I consider myself a left-leaning intellectual. Someone that for the last years violently opposed the distinction between high-brow and low-brow culture. Someone that loves it when people can draw on both, who believes that education needs to be accessible for anyone and that being taught to think critically makes better human beings. Lately, I have found myself to use arguments about culture, history and heritage that sound conservative. I am complaining about the lack of cultural and historical knowledge; I have argued for the need to restore a sense of sensibility of traditions and culture. But that is a different topic. Or maybe not. But certainly, I am going to use this space to whine about what I have found in Montreal.
All the archives I have visited with the exception of the national ones have been exceptionally helpful. But especially the CBC Script Archive at Concordia University. The archival personnel -- even though the collection can only be consulted on two afternoons a week -- made arrangements to accommodate me there every day of the week I was staying there. They were happy someone cared. Yes, cared. Except for the research fellows and a few graduate students from Concordia and Laval the archive suffers from a decline of attention to what I consider to be a major part of Canadian heritage. CBC's impact cannot be underestimated. It's programming has formed two generations. And even my generation can name at least five popular programs and recalls with a certain fondness broadcasters and shows.

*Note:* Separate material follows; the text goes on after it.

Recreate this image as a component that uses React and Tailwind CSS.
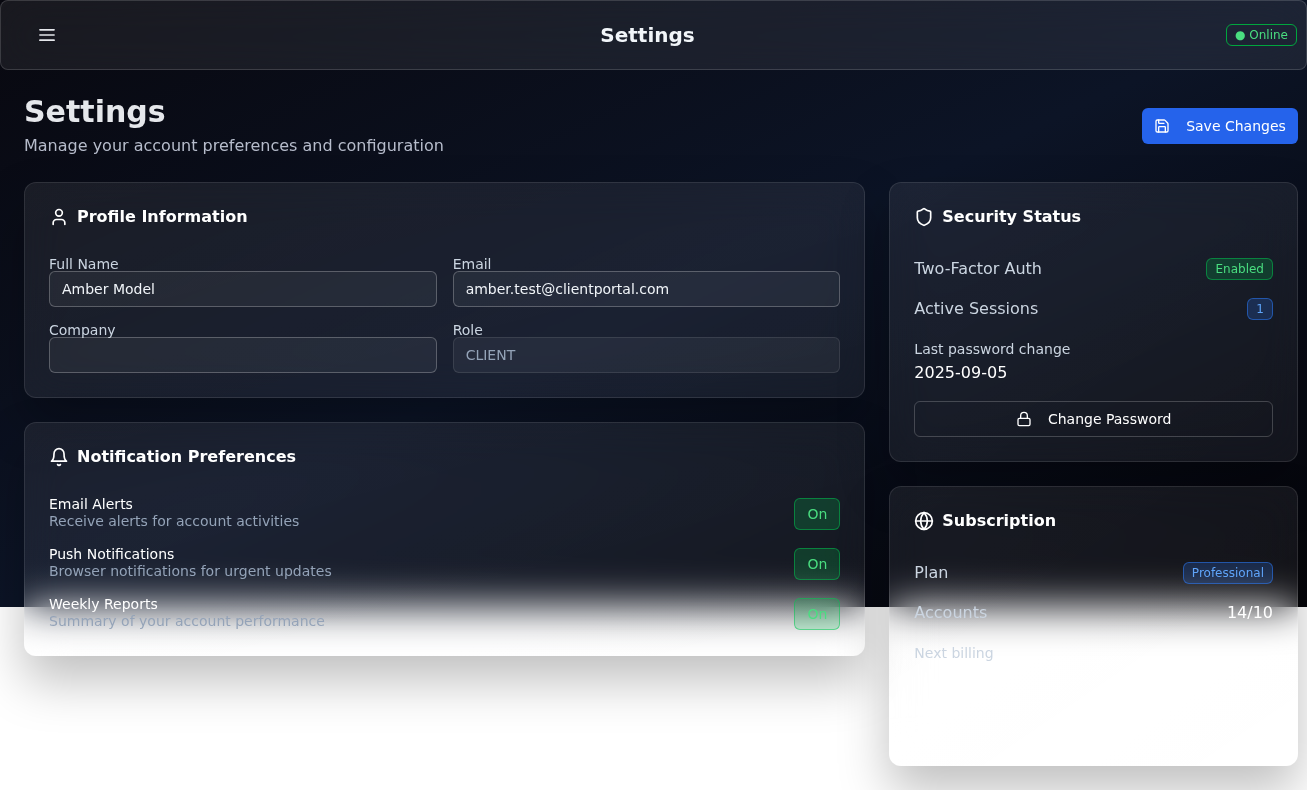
import React from "react";
import { User, Shield, Globe, Lock, Save } from "lucide-react";

const card = "rounded-xl border border-white/10 bg-gradient-to-br from-white/[0.07] to-white/[0.055] backdrop-blur-[20px] shadow-[0_25px_50px_rgba(0,0,0,0.25)] p-6";

function MenuIcon() {
  return (
    <svg viewBox="0 0 24 24" className="w-5 h-5 text-[#e5e7eb]" fill="none" stroke="currentColor" strokeWidth="2" strokeLinecap="round">
      <path d="M3.5 5.8h17M3.5 12h17M3.5 18.2h17" />
    </svg>
  );
}

function BellIcon({ className }) {
  return (
    <svg viewBox="0 0 24 24" className={className} fill="none" stroke="currentColor" strokeWidth="2" strokeLinecap="round" strokeLinejoin="round">
      <path d="M6 8a6 6 0 0 1 12 0c0 7 3 9 3 9H3s3-2 3-9" />
      <path d="M10.3 21a1.94 1.94 0 0 0 3.4 0" />
    </svg>
  );
}

function Title({ icon: I, children }) {
  return (
    <div className="flex items-center gap-2 h-5 mb-[30px]">
      <I className="w-5 h-5 text-white" strokeWidth={2} />
      <h3 className="text-base leading-5 font-bold text-white">{children}</h3>
    </div>
  );
}

function Field({ label, value, disabled }) {
  return (
    <div className="flex flex-col">
      <label className="text-sm leading-[14px] h-[14px] text-[#cbd5e1]">{label}</label>
      <div className={disabled
        ? "h-9 rounded-md border border-white/10 bg-white/5 px-3 flex items-center text-sm text-[#94a3b8]"
        : "h-9 rounded-md border border-white/25 bg-white/[0.05] px-3 flex items-center text-sm text-[#f1f5f9]"}>
        {value}
      </div>
    </div>
  );
}

function Toggle({ title, desc }) {
  return (
    <div className="flex items-center justify-between h-[34px]">
      <div className="pb-[2px]">
        <div className="text-sm leading-[17px] text-white">{title}</div>
        <div className="text-sm leading-[17px] text-[#94a3b8]">{desc}</div>
      </div>
      <button className="w-[46px] h-8 rounded-md border border-green-500/50 bg-green-500/20 text-sm text-[#4ade80]">On</button>
    </div>
  );
}

function Row({ label, children }) {
  return (
    <div className="flex items-center justify-between h-6">
      <span className="text-base text-[#cbd5e1]">{label}</span>
      {children}
    </div>
  );
}

function Badge({ color, children }) {
  const c = color === "green"
    ? "border-green-500/50 bg-green-500/20 text-[#4ade80]"
    : "border-blue-500/50 bg-blue-500/20 text-[#60a5fa]";
  return <span className={"h-[22px] px-2 rounded-md border text-xs flex items-center " + c}>{children}</span>;
}

export default function App() {
  return (
    <div className="min-h-screen bg-white bg-gradient-to-br from-[#08080f] via-[#0c1426] to-[#050509] bg-no-repeat bg-[length:100%_607px] font-['DejaVu_Sans',sans-serif] text-white">
      <header className="h-[70px] rounded-lg border border-white/15 bg-white/[0.07] backdrop-blur-[20px] flex items-center justify-between pl-[30px] pr-[9px]">
        <button className="w-[38px] h-8 flex items-center justify-start pl-[6px]">
          <MenuIcon />
        </button>
        <h1 className="text-xl font-bold text-[#f1f5f9]">Settings</h1>
        <span className="h-[22px] w-[71px] rounded-md border border-green-600 flex items-center justify-center text-xs text-[#4ade80]">
          ● Online
        </span>
      </header>

      <main className="pt-6 pl-6 pr-[9px] will-change-transform">
        <div className="flex items-center justify-between h-[64px] mb-6">
          <div>
            <h2 className="text-[30px] leading-9 font-bold text-[#e5e7eb]">Settings</h2>
            <p className="mt-1 text-base leading-6 text-[#b6bccb]">Manage your account preferences and configuration</p>
          </div>
          <button className="h-9 w-[156px] rounded-md bg-[#2563eb] flex items-center justify-center gap-4 text-sm text-white">
            <Save className="w-4 h-4" />Save Changes
          </button>
        </div>

        <div className="grid grid-cols-3 gap-6 items-start">
          <div className="col-span-2 flex flex-col gap-6">
            <section className={card}>
              <Title icon={User}>Profile Information</Title>
              <div className="grid grid-cols-2 gap-x-4 gap-y-4">
                <Field label="Full Name" value="Amber Model" />
                <Field label="Email" value="amber.test@clientportal.com" />
                <Field label="Company" value="" />
                <Field label="Role" value="CLIENT" disabled />
              </div>
            </section>
            <section className={card}>
              <Title icon={BellIcon}>Notification Preferences</Title>
              <div className="flex flex-col gap-4">
                <Toggle title="Email Alerts" desc="Receive alerts for account activities" />
                <Toggle title="Push Notifications" desc="Browser notifications for urgent updates" />
                <Toggle title="Weekly Reports" desc="Summary of your account performance" />
              </div>
            </section>
          </div>

          <div className="flex flex-col gap-6">
            <section className={card}>
              <Title icon={Shield}>Security Status</Title>
              <div className="flex flex-col gap-4">
                <Row label="Two-Factor Auth"><Badge color="green">Enabled</Badge></Row>
                <Row label="Active Sessions"><Badge color="blue">1</Badge></Row>
                <div>
                  <div className="text-sm leading-6 text-[#cbd5e1]">Last password change</div>
                  <div className="text-base leading-6 text-white">2025-09-05</div>
                </div>
                <button className="h-9 rounded-md border border-white/20 flex items-center justify-center gap-4 text-sm text-white">
                  <Lock className="w-4 h-4" />Change Password
                </button>
              </div>
            </section>
            <section className={card}>
              <Title icon={Globe}>Subscription</Title>
              <div className="flex flex-col gap-4">
                <Row label="Plan"><Badge color="blue">Professional</Badge></Row>
                <Row label="Accounts"><span className="text-base text-white">14/10</span></Row>
                <div>
                  <div className="text-sm leading-6 text-[#cbd5e1]">Next billing</div>
                  <div className="h-6" />
                </div>
                <div className="h-9" />
              </div>
            </section>
          </div>
        </div>
      </main>
    </div>
  );
}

The manuscript archives host every script (or the remains) from the beginning of public broadcasting in Canada to Peter Gzowski scripts and they are rotting away. yep, rotting. [Talking about scandals there, Joy]. Since the archives have been assigned new rooms, the manuscripts in their general paper carton storage boxes are shelved in a locker in an open parkade the size of our living room. And not to mention, the parkade is wet. It's winter in Montreal. Paper doesn't take that climate too well if you don't store it properly. Toronto might store the sound reels, but the manuscripts are rotting away. And with their comments, cuts, and stage directions reveal as much as the actual broadcasts. So much for the diminishing of funding for cultural institutions that [hear the conservative word choice] preserve a national HERITAGE.
Having left Montreal over a week ago I can finally put it into words: that carelessness enrages me -- and I as a European couldn't care less.